Saya, yang berada dalam zona aman, yang terpaut jarak sekira 60-an kilometer dari lokasi kerusuhan, turut merasakan kesedihan yang amat dalam setelah menyaksikan pertikaian sesama saudara di desa. Di luar perkiraan saya yang sering berkunjung ke desa-desa itu, saya selalu melihat warga yang hidupnya rukun, tak ada konflik yang se bengis seperti kejadian saat ini. Menurut pengakuan beberapa kawan, dua desa itu sudah sering berkonflik, namun dengan masalah-masalah sepeleh. Biasanya dibawah pengaruh alkohol, tapi masih bisa diatasi dan tidak sampai meluas.
Boleh jadi, konflik yang bermula dari konvoi motor oleh sekelompok pemuda tepat di hari lebaran itu adalah akumulasi dari rangkaian konflik-konflik sebelumnya. Konflik antar desa itu sudah sering terjadi dan saling berbalas serang, hingga sampailah di titik klimaks. Selain itu, isu etnis paling rentan di "goreng" oleh oknum-oknum yang menginginkan kedua kelompok sub etnis itu berkonflik. Disebarlah stigma-stigma negatif kepada kelompok sub etnis yang merasa inferior dan tidak pantas memperoleh akses tanah atau hak kelola sumberdaya. Oleh masyarakat desa yang mendapatkan stigma negatif itu, terbentuk kesadaran kolektif untuk melakukan perlawanan terhadap mereka kelompok yang merasa superior.

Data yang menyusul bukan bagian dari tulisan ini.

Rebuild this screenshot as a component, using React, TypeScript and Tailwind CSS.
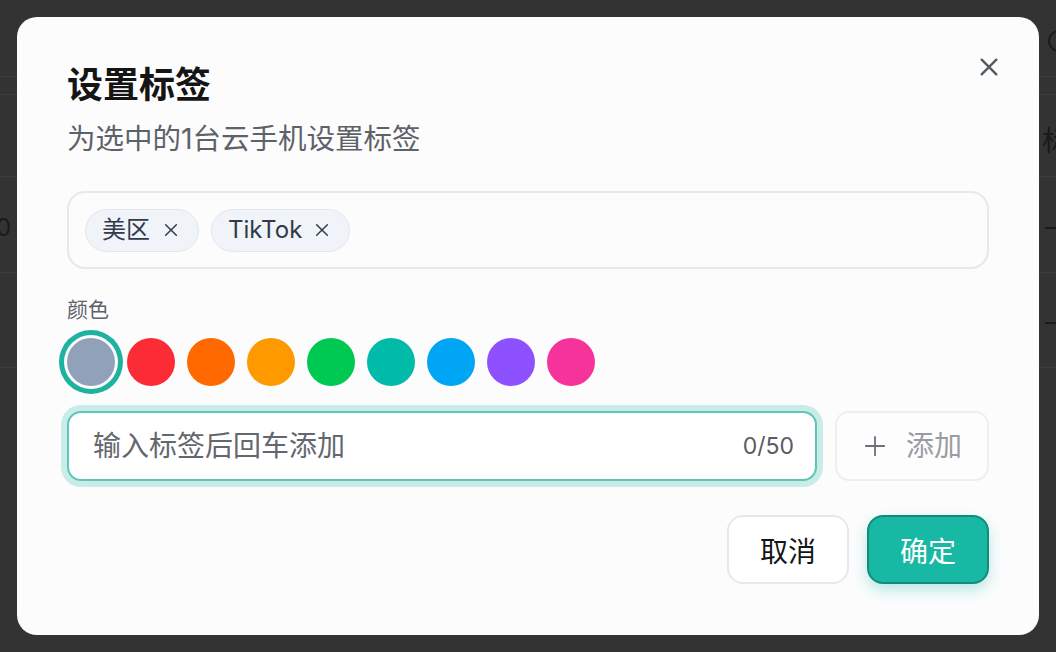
import React from "react";

const font = { fontFamily: 'Inter, "Noto Sans CJK SC", sans-serif' };

function XIcon({ size, stroke, className }: { size: number; stroke: number; className?: string }) {
  return (
    <svg width={size} height={size} viewBox="0 0 24 24" fill="none" stroke="currentColor" strokeWidth={stroke} strokeLinecap="round" className={className}>
      <path d="M4 4L20 20M20 4L4 20" />
    </svg>
  );
}

const colors = [
  "bg-red-500",
  "bg-orange-500",
  "bg-amber-500",
  "bg-green-500",
  "bg-teal-500",
  "bg-sky-500",
  "bg-violet-500",
  "bg-pink-500",
];

export default function App() {
  return (
    <div className="relative w-[1056px] h-[652px] overflow-hidden bg-[#333333]" style={font}>
      {/* background page (dimmed) */}
      <div className="absolute inset-0 flex flex-col">
        <div className="h-[77px] border-b border-[#3d3d3d]" />
        <div className="h-[18px] border-b border-[#3d3d3d]" />
        <div className="h-[82px] border-b border-[#3d3d3d]" />
        <div className="h-[96px] border-b border-[#3d3d3d]" />
        <div className="h-[95px] border-b border-[#3d3d3d]" />
      </div>
      <div className="absolute left-[-4px] top-[210px] text-[24px] text-[#1a1a1a]">0</div>
      <div className="absolute left-[1048px] top-[30px] w-[22px] h-[22px] rounded-full border-2 border-[#1c1c1c]" />
      <div className="absolute left-[1042px] top-[120px] text-[28px] text-[#1a1a1a]">标</div>
      <div className="absolute left-[1045px] top-[227px] w-[12px] h-[2px] bg-[#1a1a1a]" />
      <div className="absolute left-[1045px] top-[322px] w-[12px] h-[2px] bg-[#1a1a1a]" />

      {/* modal */}
      <div className="absolute inset-0 flex items-center justify-center">
        <div className="relative w-[1022px] h-[618px] rounded-[20px] bg-[#fcfcfd] px-[50px] pt-[46px] flex flex-col">
          <button className="absolute right-[39px] top-[39px] text-[#555b63]">
            <XIcon size={22} stroke={2.6} />
          </button>

          <div className="h-[44px] leading-[44px] text-[36px] font-bold text-[#151515]">设置标签</div>
          <div className="mt-[14px] h-[36px] leading-[36px] text-[28.5px] text-[#5d6168]">为选中的1台云手机设置标签</div>

          <div className="mt-[34px] h-[78px] rounded-[18px] border-2 border-[#e7e8ec] flex items-center gap-[12px] pl-[16px]">
            <div className="h-[43px] flex items-center gap-[13px] pl-[16px] pr-[19px] rounded-full bg-[#f0f3f8] border border-[#e2e7ef] text-[24px] text-[#2f3a4b]">
              <span>美区</span>
              <XIcon size={16} stroke={2.2} />
            </div>
            <div className="h-[43px] flex items-center gap-[12px] pl-[16px] pr-[19px] rounded-full bg-[#f0f3f8] border border-[#e2e7ef] text-[24px] text-[#2f3a4b]">
              <span>TikTok</span>
              <XIcon size={16} stroke={2.2} />
            </div>
          </div>

          <div className="mt-[26px] h-[30px] leading-[30px] text-[21px] text-[#5d6168]">颜色</div>
          <div className="mt-[13px] flex gap-[12px]">
            <div className="w-[48px] h-[48px] rounded-full bg-slate-400 ring-[5px] ring-[#1fb2a1] ring-offset-[3px] ring-offset-[#fcfcfd]" />
            {colors.map((c) => (
              <div key={c} className={`w-[48px] h-[48px] rounded-full ${c}`} />
            ))}
          </div>

          <div className="mt-[25px] flex gap-[18px]">
            <div className="w-[750px] h-[70px] rounded-[14px] border-2 border-[#5cc6b9] ring-[6px] ring-[#c9ece8] flex items-center justify-between pl-[24px] pr-[21px] bg-white">
              <span className="text-[28px] text-[#63676e]">输入标签后回车添加</span>
              <span className="text-[23px] text-[#585c63]">0/50</span>
            </div>
            <div className="w-[154px] h-[70px] rounded-[14px] border-2 border-[#efeff1] bg-[#fdfdfd] flex items-center justify-center gap-[20px] text-[#999ca1] pl-[2px]">
              <svg width="22" height="22" viewBox="0 0 24 24" fill="none" stroke="#6d7077" strokeWidth="2" strokeLinecap="round">
                <path d="M12 2V22M2 12H22" />
              </svg>
              <span className="text-[28px]">添加</span>
            </div>
          </div>

          <div className="mt-[34px] flex justify-end gap-[18px]">
            <button className="w-[122px] h-[69px] pt-[4px] rounded-[16px] border-2 border-[#e8e8ea] bg-white text-[28px] text-[#151515]">取消</button>
            <button className="w-[122px] h-[69px] pt-[4px] rounded-[16px] border-2 border-[#138a7d] bg-[#17b8a4] text-[28px] text-white shadow-[0_6px_14px_rgba(23,184,164,0.3)]">确定</button>
          </div>
        </div>
      </div>
    </div>
  );
}
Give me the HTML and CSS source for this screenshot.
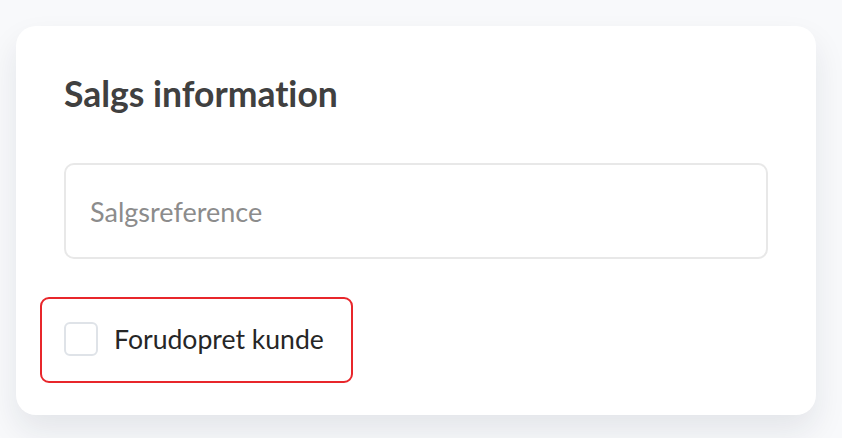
FILE: index.html
```html
<!DOCTYPE html>
<html lang="da">

<head>
    <meta charset="UTF-8">
    <meta name="viewport" content="width=device-width, initial-scale=1.0">
    <title>Salgs information</title>
    <link rel="stylesheet" href="styles.css">
</head>

<body>
    <div class="card">
        <h2 class="card-title">Salgs information</h2>

        <input type="text" class="text-input" placeholder="Salgsreference">

        <label class="check-row">
            <input type="checkbox" class="check-box">
            <span class="check-label">Forudopret kunde</span>
        </label>
    </div>
</body>

</html>
```
FILE: styles.css
```css
body {
    margin: 0;
    padding: 26px 26px 23px 16px;
    background-color: #f8f9fb;
    font-family: Lato, 'Noto Sans', sans-serif;
    font-variant-ligatures: none;
}

.card {
    width: 800px;
    height: 389px;
    box-sizing: border-box;
    background-color: #fff;
    border-radius: 20px;
    padding: 48px 48px 0 48px;
    box-shadow: 0 16px 32px rgba(20, 30, 50, 0.09);
    display: flex;
    flex-direction: column;
    align-items: flex-start;
}

.card-title {
    margin: 0;
    font-size: 35.5px;
    font-weight: 700;
    color: #404040;
    line-height: 40px;
}

.text-input {
    margin-top: 49px;
    width: 704px;
    height: 96px;
    box-sizing: border-box;
    border: 2px solid #e8e8e8;
    border-radius: 10px;
    padding: 0 24px;
    font-family: inherit;
    font-size: 27px;
    color: #333;
    outline: none;
}

.text-input::placeholder {
    color: #8c8c8c;
}

.check-row {
    margin: 38px 0 0 -24px;
    display: flex;
    align-items: center;
    gap: 16px;
    padding: 23px 27px 25px 22px;
    border: 2px solid #e8262b;
    border-radius: 9px;
    cursor: pointer;
}

.check-box {
    appearance: none;
    margin: 0;
    width: 34px;
    height: 34px;
    border: 2px solid #dfe3e8;
    border-radius: 6px;
    background-color: #fff;
}

.check-label {
    font-size: 26.6px;
    color: #262626;
}
```
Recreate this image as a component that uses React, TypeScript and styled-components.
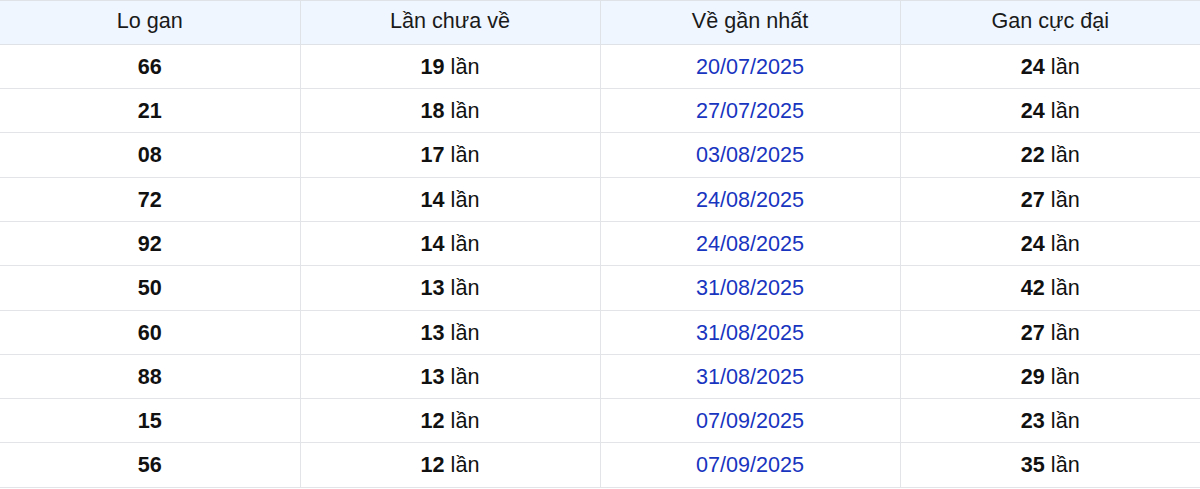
import React from "react";
import styled, { createGlobalStyle } from "styled-components";

const Global = createGlobalStyle`
  html, body { margin: 0; padding: 0; background: #fff; }
  body { font-family: "Liberation Sans", Arial, sans-serif; color: #111; }
`;

const Table = styled.table`
  width: 100%;
  border-collapse: collapse;
  table-layout: fixed;
  font-size: 21.6px;
`;

const Th = styled.th`
  background: #eff6ff;
  font-weight: 400;
  color: #1a1a1a;
  padding: 8px 8px 10.8px;
  line-height: 24px;
  text-align: center;
  border: 1px solid #dfe3e8;
  &:first-child { border-left: none; }
  &:last-child { border-right: none; }
`;

const Td = styled.td<{ $tone?: "date" }>`
  padding: 10px 8px 9.3px;
  line-height: 24px;
  text-align: center;
  border: 1px solid #e2e4e7;
  color: ${(p) => (p.$tone === "date" ? "#1835c0" : "#111")};
  &:first-child { border-left: none; }
  &:last-child { border-right: none; }
`;

const Num = styled.b`
  font-weight: 700;
`;

const rows: [string, number, string, number][] = [
  ["66", 19, "20/07/2025", 24],
  ["21", 18, "27/07/2025", 24],
  ["08", 17, "03/08/2025", 22],
  ["72", 14, "24/08/2025", 27],
  ["92", 14, "24/08/2025", 24],
  ["50", 13, "31/08/2025", 42],
  ["60", 13, "31/08/2025", 27],
  ["88", 13, "31/08/2025", 29],
  ["15", 12, "07/09/2025", 23],
  ["56", 12, "07/09/2025", 35],
];

export default function App() {
  return (
    <>
      <Global />
      <Table>
        <thead>
          <tr>
            <Th>Lo gan</Th>
            <Th>Lần chưa về</Th>
            <Th>Về gần nhất</Th>
            <Th>Gan cực đại</Th>
          </tr>
        </thead>
        <tbody>
          {rows.map(([lo, miss, date, max]) => (
            <tr key={lo}>
              <Td>
                <Num>{lo}</Num>
              </Td>
              <Td>
                <Num>{miss}</Num> lần
              </Td>
              <Td $tone="date">{date}</Td>
              <Td>
                <Num>{max}</Num> lần
              </Td>
            </tr>
          ))}
        </tbody>
      </Table>
    </>
  );
}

Fenomena konflik antar desa penyebabnya bisa dilihat dari beberapa sudut pandang dan apa saja faktor-faktor yang mempengaruhi. Tapi alasan mengapa konflik antar warga selalu terjadi, topik-topik yang paling sering dibicarakan adalah soal kemiskinan dan lapangan kerja. Berkaca pada kasus di daerah lain, ada beberapa analisis yang dapat dipetik: Pertama, adanya klaim sejarah kepemilikan dan penguasaan lahan serta ketidakjelasan batas wilayah antar desa. Kedua, Romantisme kekerasan yang diwariskan turun temurun sehingga dengan mudah membentuk perilaku masyarakat yang hobi dengan kekerasan. Ketiga, Penegakan hukum yang lemah, cenderung tidak adil, lambat menangani kasus, dan adanya pembiaran dalam melihat kasus-kasus kekerasan. Keempat, angka pengangguran yang tinggi, sementara ketersediaan lapangan kerja terbatas juga rendahnya tingkat pendidikan yang dimiliki anak-anak muda desa. Kelima, pergeseran skala konflik, yang bermula dari hal sepeleh dengan melibatkan pelaku yang sangat personal, namun dalam waktu singkat berubah menjadi konflik komunal. Keenam, terbatasnya ruang publik dan hiburan sebagai tempat untuk mengekspresikan diri, khusus bagi kelompok anak muda yang kurang mendapat perhatian dan pembinaan untuk kegiatan-kegiatan produktif.
Tentu masih ada faktor-faktor lain yang memicu terjadinya konflik antar warga di desa. Tapi apa yang diharapkan saat ini agar konflik tidak berkepanjangan dan tidak lagi memakan korban jiwa, maka masing-masing pihak yang berseteru bisa menahan diri, tidak terpancing dengan isu-isu yang memicu konflik serta adanya provokasi dari oknum yang mendapatkan keuntungan dari peristiwa ini. Pemerintah daerah bersama pihak keamanan segera mengambil langkah preventif dan melakukan rekonsiliasi kepada dua kelompok warga desa yang berkonflik agar situasi di daerah kembali kondusif.
Dari lokasi kejadian, teman polisi itu kembali menelfon saya, memberitahu kalau hingga kini situasi masih belum begitu aman. Ia juga belum tidur semalaman karena harus siaga, melakukan patroli agar tidak ada penyusup yang coba menambah sutuasi jadi kacau.
Kita berharap, situasi disana bisa segera pulih dan masyarakat di pengungsian dapat kembali ke desa dengan tenang dan aman.